* _WRITTEN REQUEST_
Starting from the top of the material, restate each line exactly until the line that contains "string; desc: string;", which is also copied. Pictures are excluded.

[Raw records]
>>>>>
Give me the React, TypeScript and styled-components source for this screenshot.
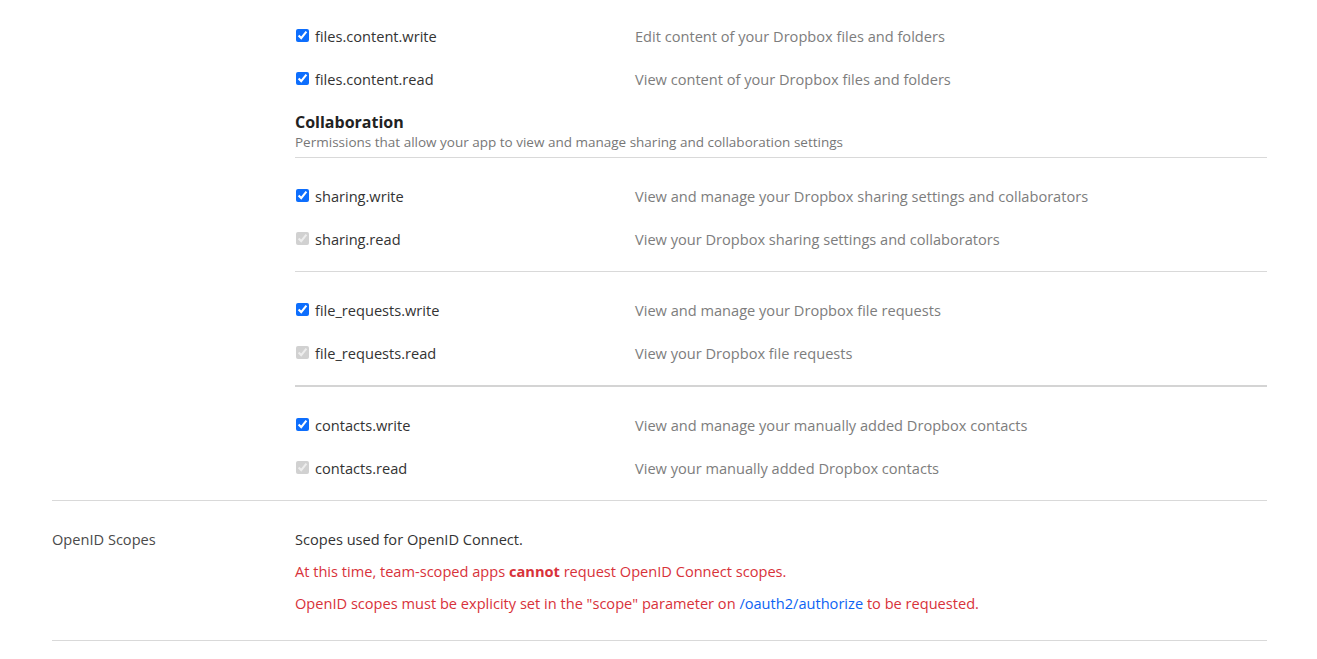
import React from "react";
import styled, { createGlobalStyle } from "styled-components";

const Global = createGlobalStyle`
  html, body { margin: 0; padding: 0; background: #fff; }
  body { font-family: "Open Sans", "Noto Sans", sans-serif; color: #333; }
`;

const Page = styled.div`
  padding: 14px 50px 0 52px;
`;

const Section = styled.section<{ $padded?: boolean; $border?: boolean }>`
  display: grid;
  grid-template-columns: 243px 1fr;
  padding: ${(p) => (p.$padded ? "27px 0 26px" : "0")};
  border-top: ${(p) => (p.$border ? "1px solid #d9d9d9" : "none")};
  border-bottom: ${(p) => (p.$border ? "1px solid #d9d9d9" : "none")};
`;

const SectionLabel = styled.div`
  font-size: 14.6px;
  line-height: 22px;
  color: #4a4a4a;
`;

const Content = styled.div`
  display: flex;
  flex-direction: column;
`;

const Group = styled.div<{ $thick?: boolean; $first?: boolean }>`
  padding: ${(p) => (p.$first ? "0 0 10px" : "16px 0 11px")};
  border-top: ${(p) =>
    p.$first ? "none" : p.$thick ? "2px solid #d4d4d4" : "1px solid #d9d9d9"};
`;

const Row = styled.div`
  display: grid;
  grid-template-columns: 340px 1fr;
  align-items: center;
  height: 43px;
`;

const ScopeLabel = styled.label`
  display: flex;
  align-items: center;
  font-size: 14.6px;
  color: #333;
`;

const Check = styled.input`
  width: 13px;
  height: 13px;
  margin: 0 6px 0 1px;
  accent-color: #0d6efd;
`;

const Desc = styled.div`
  font-size: 14.6px;
  color: #7d7d7d;
`;

const Category = styled.div`
  margin-top: 2px;
  padding-bottom: 5px;
`;

const CategoryTitle = styled.div`
  font-size: 16px;
  line-height: 20px;
  font-weight: 700;
  color: #222;
`;

const CategorySub = styled.div`
  font-size: 13.5px;
  line-height: 20px;
  color: #777;
`;

const Para = styled.p<{ $warn?: boolean }>`
  margin: 0 0 10px;
  font-size: 14.6px;
  line-height: 22px;
  color: ${(p) => (p.$warn ? "#d8323a" : "#333")};
  &:last-child { margin-bottom: 0; }
`;

const Link = styled.a`
  color: #0d63f3;
  text-decoration: none;
`;

type Scope = { name: string; desc: string; disabled?: boolean };

const ScopeRow = ({ s }: { s: Scope }) => (
  <Row>
    <ScopeLabel>
      <Check type="checkbox" defaultChecked disabled={s.disabled} />
      {s.name}
    </ScopeLabel>
    <Desc>{s.desc}</Desc>
  </Row>
);

const files: Scope[] = [
  { name: "files.content.write", desc: "Edit content of your Dropbox files and folders" },
  { name: "files.content.read", desc: "View content of your Dropbox files and folders" },
];

const groups: { thick?: boolean; scopes: Scope[] }[] = [
  {
    scopes: [
      { name: "sharing.write", desc: "View and manage your Dropbox sharing settings and collaborators" },
      { name: "sharing.read", desc: "View your Dropbox sharing settings and collaborators", disabled: true },
    ],
  },
  {
    scopes: [
      { name: "file_requests.write", desc: "View and manage your Dropbox file requests" },
      { name: "file_requests.read", desc: "View your Dropbox file requests", disabled: true },
    ],
  },
  {
    thick: true,
    scopes: [
      { name: "contacts.write", desc: "View and manage your manually added Dropbox contacts" },
      { name: "contacts.read", desc: "View your manually added Dropbox contacts", disabled: true },
    ],
  },
];

export default function App() {
  return (
    <>
      <Global />
      <Page>
        <Section>
          <div />
          <Content>
            <Group $first>
              {files.map((s) => (
                <ScopeRow key={s.name} s={s} />
              ))}
            </Group>
            <Category>
              <CategoryTitle>Collaboration</CategoryTitle>
              <CategorySub>
                Permissions that allow your app to view and manage sharing and collaboration settings
              </CategorySub>
            </Category>
            {groups.map((g, i) => (
              <Group key={i} $thick={g.thick}>
                {g.scopes.map((s) => (
                  <ScopeRow key={s.name} s={s} />
                ))}
              </Group>
            ))}
          </Content>
        </Section>
        <Section $padded $border>
          <SectionLabel>OpenID Scopes</SectionLabel>
          <Content>
            <Para>Scopes used for OpenID Connect.</Para>
            <Para $warn>
              At this time, team-scoped apps <b>cannot</b> request OpenID Connect scopes.
            </Para>
            <Para $warn>
              OpenID scopes must be explicity set in the "scope" parameter on{" "}
              <Link href="#">/oauth2/authorize</Link> to be requested.
            </Para>
          </Content>
        </Section>
      </Page>
    </>
  );
}
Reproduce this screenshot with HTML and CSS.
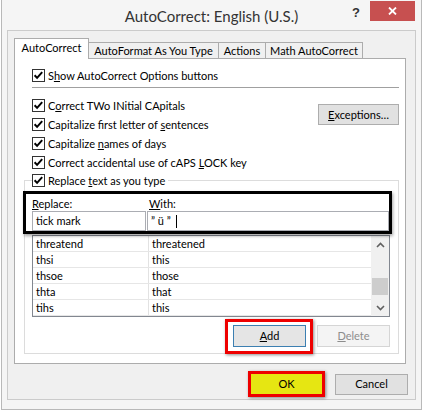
FILE: index.html
```html
<!DOCTYPE html>
<html lang="en">
<head>
<meta charset="utf-8">
<title>AutoCorrect: English (U.S.)</title>
<link rel="stylesheet" href="styles.css">
</head>
<body>
<div class="window">
  <header class="titlebar">
    <span class="title-spacer"></span>
    <h1 class="title">AutoCorrect: English (U.S.)</h1>
    <div class="title-actions">
      <span class="help">?</span>
      <span class="close"><svg width="9" height="8" viewBox="0 0 9 8"><path d="M1 0.5 L8 7.5 M8 0.5 L1 7.5" stroke="#fff" stroke-width="1.8" fill="none"/></svg></span>
    </div>
  </header>
  <div class="client">
    <div class="tabs">
      <div class="tab tab-active">AutoCorrect</div>
      <div class="tab tab-format">AutoFormat As You Type</div>
      <div class="tab tab-actions">Actions</div>
      <div class="tab tab-math">Math AutoCorrect</div>
    </div>
    <div class="panel">
      <label class="check check-show"><svg class="cb" width="13" height="13" viewBox="0 0 13 13"><rect x="0.5" y="0.5" width="12" height="12" fill="#fff" stroke="#333"/><path d="M2.6 6.3 L5.1 8.9 L10.2 3.2" fill="none" stroke="#000" stroke-width="2"/></svg><span>S<u>h</u>ow AutoCorrect Options buttons</span></label>
      <hr class="sep">
      <div class="options">
        <div class="option-list">
          <label class="check"><svg class="cb" width="13" height="13" viewBox="0 0 13 13"><rect x="0.5" y="0.5" width="12" height="12" fill="#fff" stroke="#333"/><path d="M2.6 6.3 L5.1 8.9 L10.2 3.2" fill="none" stroke="#000" stroke-width="2"/></svg><span>C<u>o</u>rrect TWo INitial CApitals</span></label>
          <label class="check"><svg class="cb" width="13" height="13" viewBox="0 0 13 13"><rect x="0.5" y="0.5" width="12" height="12" fill="#fff" stroke="#333"/><path d="M2.6 6.3 L5.1 8.9 L10.2 3.2" fill="none" stroke="#000" stroke-width="2"/></svg><span>Capitalize first letter of <u>s</u>entences</span></label>
          <label class="check"><svg class="cb" width="13" height="13" viewBox="0 0 13 13"><rect x="0.5" y="0.5" width="12" height="12" fill="#fff" stroke="#333"/><path d="M2.6 6.3 L5.1 8.9 L10.2 3.2" fill="none" stroke="#000" stroke-width="2"/></svg><span>Capitalize <u>n</u>ames of days</span></label>
          <label class="check"><svg class="cb" width="13" height="13" viewBox="0 0 13 13"><rect x="0.5" y="0.5" width="12" height="12" fill="#fff" stroke="#333"/><path d="M2.6 6.3 L5.1 8.9 L10.2 3.2" fill="none" stroke="#000" stroke-width="2"/></svg><span>Correct accidental use of cAPS <u>L</u>OCK key</span></label>
        </div>
        <button class="btn btn-exceptions"><u>E</u>xceptions…</button>
      </div>
      <fieldset class="group">
        <legend class="check legend"><svg class="cb" width="13" height="13" viewBox="0 0 13 13"><rect x="0.5" y="0.5" width="12" height="12" fill="#fff" stroke="#333"/><path d="M2.6 6.3 L5.1 8.9 L10.2 3.2" fill="none" stroke="#000" stroke-width="2"/></svg><span>Replace <u>t</u>ext as you type</span></legend>
        <div class="entry">
          <div class="entry-labels">
            <span class="lbl lbl-replace"><u>R</u>eplace:</span>
            <span class="lbl"><u>W</u>ith:</span>
          </div>
          <div class="entry-inputs">
            <div class="input input-replace">tick mark</div>
            <div class="input input-with">” ü ”<span class="caret"></span></div>
          </div>
        </div>
        <div class="list">
          <div class="rows">
            <div class="row"><span class="cell">threatend</span><span class="cell">threatened</span></div>
            <div class="row"><span class="cell">thsi</span><span class="cell">this</span></div>
            <div class="row"><span class="cell">thsoe</span><span class="cell">those</span></div>
            <div class="row"><span class="cell">thta</span><span class="cell">that</span></div>
            <div class="row"><span class="cell">tihs</span><span class="cell">this</span></div>
          </div>
          <div class="scrollbar">
            <div class="sb-btn"><svg width="9" height="6" viewBox="0 0 9 6"><path d="M1 5 L4.5 1.5 L8 5" fill="none" stroke="#606060" stroke-width="1.6"/></svg></div>
            <div class="sb-track"><div class="sb-thumb"></div></div>
            <div class="sb-btn"><svg width="9" height="6" viewBox="0 0 9 6"><path d="M1 1 L4.5 4.5 L8 1" fill="none" stroke="#606060" stroke-width="1.6"/></svg></div>
          </div>
        </div>
        <div class="group-buttons">
          <button class="btn btn-add"><u>A</u>dd</button>
          <button class="btn btn-delete" disabled><u>D</u>elete</button>
        </div>
      </fieldset>
    </div>
    <div class="footer">
      <button class="btn btn-ok">OK</button>
      <button class="btn btn-cancel">Cancel</button>
    </div>
  </div>
</div>
</body>
</html>
```
FILE: styles.css
```css
* { box-sizing: border-box; }
html, body { margin: 0; padding: 0; }
body {
  width: 422px;
  height: 411px;
  overflow: hidden;
  background: #ffffff;
  font-family: "Segoe UI", Lato, "Liberation Sans", sans-serif;
  font-size: 11px;
  color: #000;
}
u { text-decoration: underline; text-underline-offset: 1px; }

.window {
  width: 421px;
  height: 410px;
  margin-left: 1px;
  background: #f5f5f5;
  border: 1px solid #b9b9b9;
  border-top: none;
  padding: 0 5px 9px 5px;
  display: flex;
  flex-direction: column;
}

.titlebar {
  height: 30px;
  flex: none;
  display: grid;
  grid-template-columns: 1fr auto 1fr;
}
.title {
  margin: 0;
  align-self: center;
  font-family: "Segoe UI", Lato, "Liberation Sans", sans-serif;
  font-weight: 400;
  font-size: 15px;
  line-height: 20px;
  color: #333;
  white-space: nowrap;
  padding-top: 1px;
}
.title-actions {
  justify-self: end;
  display: flex;
  align-items: flex-start;
}
.help {
  font-family: "Liberation Sans", Arial, sans-serif;
  font-weight: 700;
  font-size: 13px;
  line-height: 20px;
  height: 20px;
  margin-top: 3px;
  margin-right: 10px;
  color: #333;
}
.close {
  width: 45px;
  height: 20px;
  margin-top: 1px;
  margin-right: 1px;
  background: #c75050;
  display: flex;
  align-items: center;
  justify-content: center;
}

.client {
  flex: 1;
  background: #f0f0f0;
  border: 1px solid #cbcbcb;
  padding: 7px 9px 0 6px;
  display: flex;
  flex-direction: column;
}

.tabs {
  height: 20px;
  display: flex;
  align-items: flex-end;
}
.tab {
  height: 16px;
  border: 1px solid #acacac;
  border-bottom: none;
  background: #f0f0f0;
  margin-left: -1px;
  text-align: center;
  line-height: 15px;
  white-space: nowrap;
}
.tab-active {
  position: relative;
  z-index: 1;
  margin-left: 0;
  width: 75px;
  height: 21px;
  margin-bottom: -1px;
  background: #fff;
  line-height: 18px;
}
.tab-format { width: 131px; }
.tab-actions { width: 48px; }
.tab-math { width: 98px; }

.panel {
  height: 306px;
  flex: none;
  background: #fff;
  border: 1px solid #acacac;
  padding: 7px 6px 0 17px;
}

.check {
  display: flex;
  align-items: center;
  gap: 3px;
  height: 19px;
  white-space: nowrap;
}
.cb { flex: none; display: block; }
.check-show { height: 18px; }

.sep {
  margin: 3px 0 0;
  border: none;
  border-top: 1px solid #a0a0a0;
  height: 0;
}

.options {
  margin-top: 8px;
  display: flex;
  justify-content: space-between;
  align-items: flex-start;
}

.btn {
  font-family: inherit;
  font-size: 11px;
  color: #000;
  padding: 0;
  background: #e1e1e1;
  border: 1px solid #adadad;
  line-height: 18px;
}
.btn-exceptions {
  width: 81px;
  height: 21px;
  margin-top: 8px;
}

.group {
  margin: 0 0 0 -8px;
  border: 1px solid #dcdcdc;
  padding: 0 8px 6px 7px;
  min-width: 0;
}
.legend {
  height: 17px;
  padding: 0 3px 0 0;
  background: #fff;
}

.entry {
  position: relative;
  margin-top: 7px;
  margin-right: 1px;
}
.entry::after {
  content: "";
  position: absolute;
  top: -5px;
  left: -9px;
  right: -3px;
  bottom: -3px;
  border: 3px solid #000;
  box-shadow: 1px 2px 3px rgba(0,0,0,0.35);
  pointer-events: none;
}
.entry-labels {
  display: flex;
  height: 15px;
  line-height: 15px;
}
.lbl-replace { width: 117px; }
.entry-inputs {
  display: flex;
  gap: 1px;
}
.input {
  height: 20px;
  border: 1px solid #abadb3;
  background: #fff;
  padding-left: 3px;
  line-height: 18px;
  display: flex;
  align-items: center;
  white-space: pre;
}
.input-replace { width: 114px; }
.input-with { flex: 1; }
.caret {
  display: inline-block;
  width: 1px;
  height: 13px;
  background: #000;
  margin-left: 5px;
}

.list {
  margin-top: 4px;
  height: 82px;
  border: 1px solid #828790;
  display: flex;
  background: #fff;
}
.rows {
  flex: 1;
  overflow: hidden;
}
.row {
  display: grid;
  grid-template-columns: 116px 1fr;
  height: 16px;
  border-bottom: 1px solid #e6e6e6;
  line-height: 15px;
}
.cell {
  padding-left: 3px;
  white-space: nowrap;
}
.cell:first-child { border-right: 1px solid #e2e2e2; }

.scrollbar {
  width: 18px;
  flex: none;
  background: #f0f0f0;
  display: flex;
  flex-direction: column;
}
.sb-btn {
  height: 17px;
  display: flex;
  align-items: center;
  justify-content: center;
}
.sb-track { flex: 1; }
.sb-thumb {
  margin: 25px 1px 0;
  height: 17px;
  background: #cdcdcd;
}

.group-buttons {
  margin-top: 8px;
  display: flex;
  justify-content: flex-end;
  gap: 11px;
}
.btn-add, .btn-delete {
  width: 73px;
  height: 22px;
}
.btn-add {
  position: relative;
  background: #e5e5e5;
  border-color: #3c7fb1;
}
.btn-add::after {
  content: "";
  position: absolute;
  top: -7px;
  left: -9px;
  right: -8px;
  bottom: -8px;
  border: 3px solid #ee0000;
  box-shadow: 1px 1px 3px rgba(0,0,0,0.45);
  pointer-events: none;
}
.btn-delete {
  background: #f4f4f4;
  border-color: #d5d5d5;
  color: #8d8d8d;
}

.footer {
  margin-top: 7px;
  margin-right: -2px;
  display: flex;
  justify-content: flex-end;
  align-items: center;
  gap: 10px;
}
.btn-ok {
  width: 77px;
  height: 26px;
  border: 3px solid #ee0000;
  background: #e6e612;
  box-shadow: 1px 1px 3px rgba(0,0,0,0.45);
}
.btn-cancel {
  width: 73px;
  height: 21px;
}
```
<<<<<
* _ANSWER IN FULL_
Give me the React, TypeScript and styled-components source for this screenshot.
import React from "react";
import styled, { createGlobalStyle } from "styled-components";

const Global = createGlobalStyle`
  html, body { margin: 0; padding: 0; background: #fff; }
  body { font-family: "Open Sans", "Noto Sans", sans-serif; color: #333; }
`;

const Page = styled.div`
  padding: 14px 50px 0 52px;
`;

const Section = styled.section<{ $padded?: boolean; $border?: boolean }>`
  display: grid;
  grid-template-columns: 243px 1fr;
  padding: ${(p) => (p.$padded ? "27px 0 26px" : "0")};
  border-top: ${(p) => (p.$border ? "1px solid #d9d9d9" : "none")};
  border-bottom: ${(p) => (p.$border ? "1px solid #d9d9d9" : "none")};
`;

const SectionLabel = styled.div`
  font-size: 14.6px;
  line-height: 22px;
  color: #4a4a4a;
`;

const Content = styled.div`
  display: flex;
  flex-direction: column;
`;

const Group = styled.div<{ $thick?: boolean; $first?: boolean }>`
  padding: ${(p) => (p.$first ? "0 0 10px" : "16px 0 11px")};
  border-top: ${(p) =>
    p.$first ? "none" : p.$thick ? "2px solid #d4d4d4" : "1px solid #d9d9d9"};
`;

const Row = styled.div`
  display: grid;
  grid-template-columns: 340px 1fr;
  align-items: center;
  height: 43px;
`;

const ScopeLabel = styled.label`
  display: flex;
  align-items: center;
  font-size: 14.6px;
  color: #333;
`;

const Check = styled.input`
  width: 13px;
  height: 13px;
  margin: 0 6px 0 1px;
  accent-color: #0d6efd;
`;

const Desc = styled.div`
  font-size: 14.6px;
  color: #7d7d7d;
`;

const Category = styled.div`
  margin-top: 2px;
  padding-bottom: 5px;
`;

const CategoryTitle = styled.div`
  font-size: 16px;
  line-height: 20px;
  font-weight: 700;
  color: #222;
`;

const CategorySub = styled.div`
  font-size: 13.5px;
  line-height: 20px;
  color: #777;
`;

const Para = styled.p<{ $warn?: boolean }>`
  margin: 0 0 10px;
  font-size: 14.6px;
  line-height: 22px;
  color: ${(p) => (p.$warn ? "#d8323a" : "#333")};
  &:last-child { margin-bottom: 0; }
`;

const Link = styled.a`
  color: #0d63f3;
  text-decoration: none;
`;

type Scope = { name: string; desc: string; disabled?: boolean };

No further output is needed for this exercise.